New Zealand score twice in the latter stages of the opening half, and it is a downward Wright header which sets them on their way eight minutes from the break. A Herbert cross from the right had seen Barkley challenge Chin-Hung for the ball to find its way to the English born striker. Then McClennan could finally claim his first goal at this level, when he pounced after Riley has had a shot blocked. McClennan’s goal was a sweetly struck half volley.
In the second half, deep midfielder Riley saw yellow for a rough challenge on Kuo-Ming, not long after McClennan had wasted yet another opportunity. On 57 minutes, New Zealand increased their lead, and this time it was Barkley who got his name on the scoresheet with a goal which had been rehearsed on the training ground. He’d rounded off a fine move with a firm volley from close range.
Yie-Cheng and I-Chiu had long range efforts, something which was a bit out of character for this neat-playing Taiwan side, the first of which Gosling tipped over, while the second came crashing back off the bar. The pair of shots from distance had come either side of New Zealand’s fourth goal, which came courtesy of strong-running midfielder Halligan. According to the report: “He dribbled his way past four defenders before smashing in a thrilling fourth goal on 76 minutes, evoking memories of Spurs’ ‘Ricky’ Villa against Man City in the 1981 FA Cup final.”

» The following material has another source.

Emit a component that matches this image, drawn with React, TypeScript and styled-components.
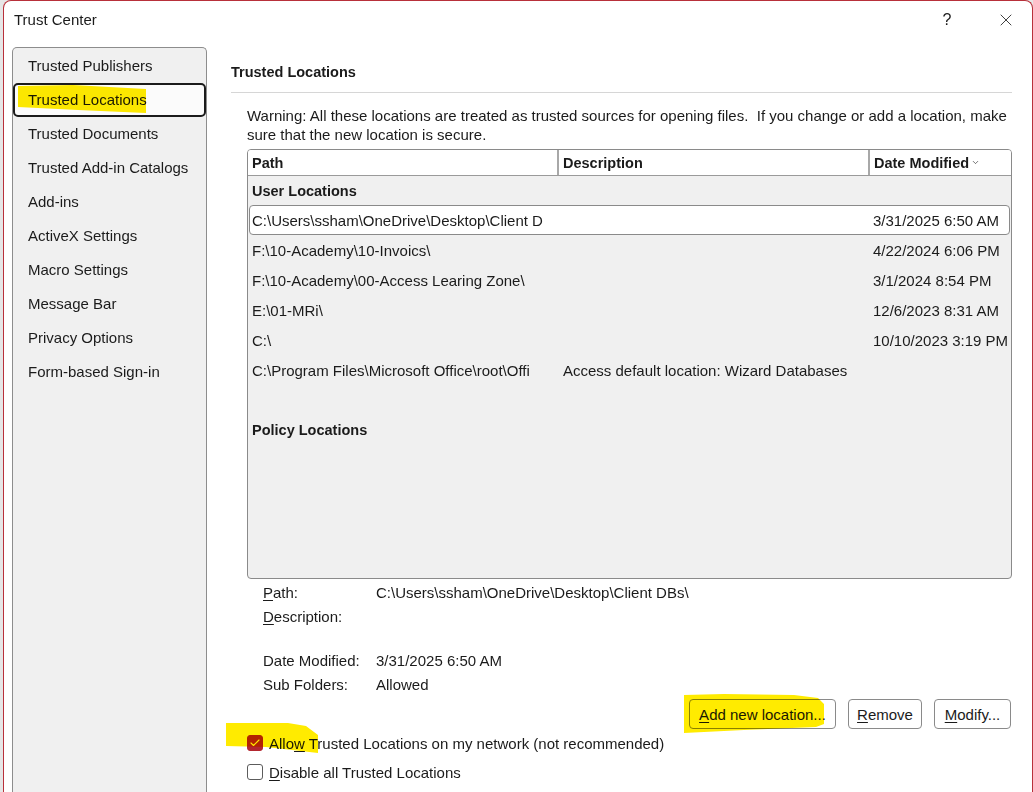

The Chinese Taipei side had been fairly mediocre, and that shot against the crossbar apart, they had not really threatened Gosling’s goal, lacking penetration in their play and looking lightweight up front. New Zealand had thoroughly deserved their win, and even the margin of victory was right. In fact, they could’ve added further goals. Nigel Debenham had replaced Riley and looked sound in the holding midfield role during the 18 minutes which he’d got on the pitch.
Summing up, these were the words from Adshead: “It’s just the start to awaken the New Zealand public that there is another winter sport!”